I'd express sympathy for the other states - I see no reason for the current odd system (apart from that old trope, Tradition). If California traditionaly voted first, pundits would praise the system for ensuring that only politcians with trully national appeal would make it, and for shutting down time-wasting fringe candidates at an early date.

But to give some credit to the selective-inequality crowd, it does seem that the average voter is much more worried about hanging chads, distance to voting places, or everyone having equal vote, than about different dates for primaries.

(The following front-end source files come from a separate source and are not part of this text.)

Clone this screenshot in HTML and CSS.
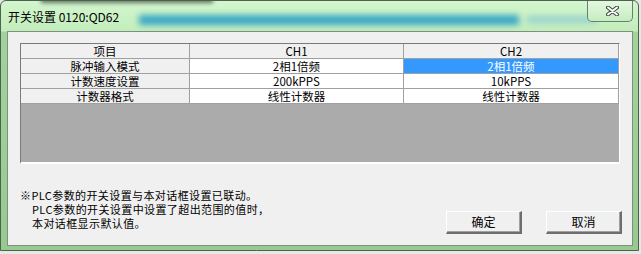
FILE: index.html
```html
<!DOCTYPE html>
<html lang="zh-CN">
<head>
<meta charset="UTF-8">
<title>开关设置</title>
<link rel="stylesheet" href="styles.css">
</head>
<body>

    <div class="window">
        <div class="titlebar">
            <span class="behind"></span>
            <span class="title">开关设置 0120:QD62</span>
            <button class="close">
                <svg width="13" height="10" viewBox="0 0 13 10">
                    <path d="M2 1.5 L11 8.5 M11 1.5 L2 8.5" stroke="#3c4a3c" stroke-width="4" stroke-linecap="round"/>
                    <path d="M2 1.5 L11 8.5 M11 1.5 L2 8.5" stroke="#ffffff" stroke-width="2" stroke-linecap="round"/>
                </svg>
            </button>
        </div>

        <div class="client">
            <div class="grid">
                <div class="cell head">项目</div>
                <div class="cell head">CH1</div>
                <div class="cell head">CH2</div>

                <div class="cell label">脉冲输入模式</div>
                <div class="cell">2相1倍频</div>
                <div class="cell selected">2相1倍频</div>

                <div class="cell label">计数速度设置</div>
                <div class="cell">200kPPS</div>
                <div class="cell">10kPPS</div>

                <div class="cell label">计数器格式</div>
                <div class="cell">线性计数器</div>
                <div class="cell">线性计数器</div>

                <div class="empty"></div>
            </div>

            <div class="footer">
                <div class="notes">
                    <p>※PLC参数的开关设置与本对话框设置已联动。</p>
                    <p class="indent">PLC参数的开关设置中设置了超出范围的值时，</p>
                    <p class="indent">本对话框显示默认值。</p>
                </div>
                <div class="buttons">
                    <button class="btn">确定</button>
                    <button class="btn">取消</button>
                </div>
            </div>
        </div>
    </div>

</body>
</html>
```

FILE: styles.css
```css
body {
    margin: 0;
    width: 641px;
    height: 254px;
    background: #e6e8e6;
    font-family: "Noto Sans CJK SC", "Noto Sans", sans-serif;
    font-size: 12px;
    color: #000;
    overflow: hidden;
}
.window {
    box-sizing: border-box;
    width: 639px;
    height: 251px;
    border: 1px solid #4e634e;
    border-radius: 6px 6px 0 0;
    padding: 0 5px 4px 6px;
    display: flex;
    flex-direction: column;
    background: linear-gradient(to bottom, #d2f6cd 0, #c3edbd 30px, #a3d39c 31px, #98c990 100%);
}
.titlebar {
    position: relative;
    height: 30px;
    display: flex;
    justify-content: space-between;
    align-items: flex-start;
    overflow: hidden;
}
/* blurred window behind the glass */
.titlebar::before {
    content: "";
    position: absolute;
    left: 132px;
    top: 14px;
    width: 380px;
    height: 10px;
    background: #2a9fc6;
    filter: blur(3px);
    opacity: 0.9;
}
.titlebar::after {
    content: "";
    position: absolute;
    left: 520px;
    top: 15px;
    width: 70px;
    height: 7px;
    background: #6fb8d8;
    filter: blur(3px);
    opacity: 0.55;
}
.behind {
    position: absolute;
    left: 34px;
    top: -4px;
    width: 172px;
    height: 6px;
    background: #2e3a30;
    filter: blur(2px);
    opacity: 0.7;
}
.title {
    position: relative;
    z-index: 1;
    padding-left: 1px;
    margin-top: 7px;
    font-size: 12px;
    line-height: 18px;
    color: #000;
}
.close {
    position: relative;
    z-index: 1;
    box-sizing: border-box;
    width: 46px;
    height: 21px;
    margin: 0;
    padding: 0;
    border: 1px solid #6b806b;
    border-top: none;
    border-radius: 0 0 5px 5px;
    background: linear-gradient(to bottom, #e4f8e1, #c6ecc1);
    display: flex;
    align-items: center;
    justify-content: center;
}
.close svg {
    display: block;
    margin-left: 4px;
}
.client {
    box-sizing: border-box;
    flex: 1;
    border: 1px solid #7f8f7f;
    background: #f0f0f0;
    padding: 11px 10px 11px 12px;
    display: flex;
    flex-direction: column;
}
.grid {
    display: grid;
    grid-template-columns: 169px 214px 215px;
    grid-template-rows: 15px 15px 15px 15px 58px;
    width: 598px;
    border-top: 1px solid #7a7a7a;
    border-left: 1px solid #7a7a7a;
    border-right: 1px solid #ffffff;
    border-bottom: 2px solid #ffffff;
}
.cell {
    box-sizing: border-box;
    border-right: 1px solid #a0a0a0;
    border-bottom: 1px solid #a0a0a0;
    background: #ffffff;
    text-align: center;
    line-height: 14px;
    font-size: 11.5px;
    white-space: nowrap;
}
.cell.head,
.cell.label {
    background: #f0f0f0;
}
.cell.selected {
    background: #3399ff;
    color: #ffffff;
}
.empty {
    grid-column: 1 / 4;
    background: #ababab;
}
.footer {
    flex: 1;
    display: flex;
    justify-content: space-between;
}
.notes {
    padding-top: 24px;
    align-self: flex-start;
}
.notes p {
    margin: 0;
    line-height: 14px;
    font-size: 11px;
    letter-spacing: 0.4px;
    white-space: nowrap;
}
.notes .indent {
    padding-left: 12px;
}
.buttons {
    align-self: flex-end;
    display: flex;
    gap: 24px;
}
.btn {
    box-sizing: border-box;
    width: 76px;
    height: 23px;
    margin: 0;
    padding: 0;
    font-family: "Noto Sans CJK SC", sans-serif;
    font-size: 12px;
    line-height: 16px;
    color: #000;
    background: #f0f0f0;
    border-top: 1px solid #ffffff;
    border-left: 1px solid #ffffff;
    border-right: 2px solid #6e6e6e;
    border-bottom: 2px solid #6e6e6e;
    box-shadow: inset -1px -1px 0 #a0a0a0;
}
```
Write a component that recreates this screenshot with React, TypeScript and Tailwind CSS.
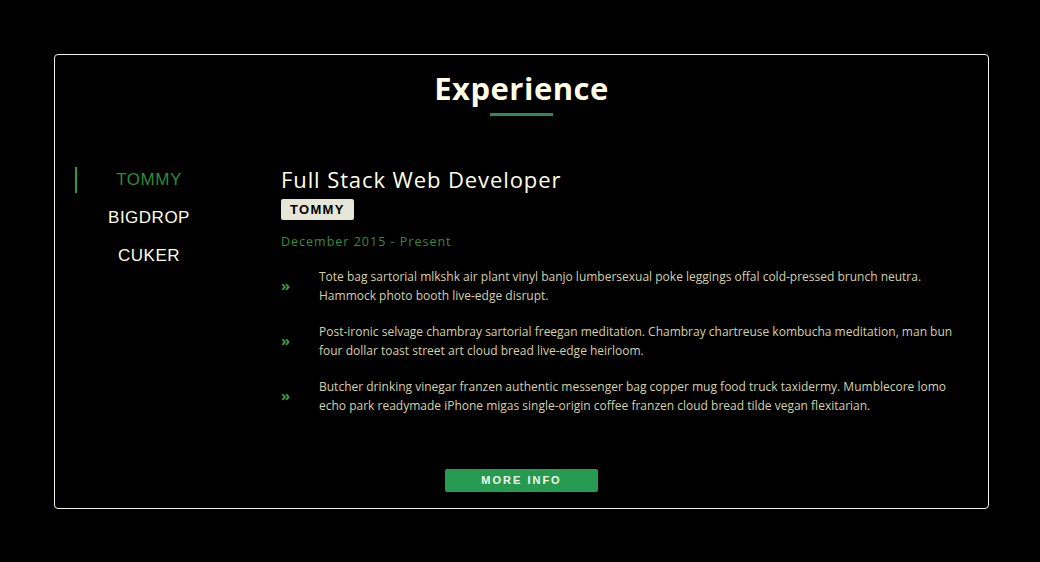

Inequality can be seen as a Bad Thing intrinsically, or it can be seen as causing people to be unhappy about the inequality, which is a seperate Bad Thing.

If one is worried exclusively the second Bad Thing, then one should either be educating people to see that inequality is not so bad (as many economists try and do), or making public, dramatic gestures to appear to reduce the inequality (apperance is what matters here, as the perception is what is causing the unhappiness).

I got a buzz last time I voted; analysing it now, I'd say it was a feeling of pride in that "I was participating in a totaly fair and even aspect (of an admitedly unfair process)". Just making the whole process fairer would not produce the same buzz.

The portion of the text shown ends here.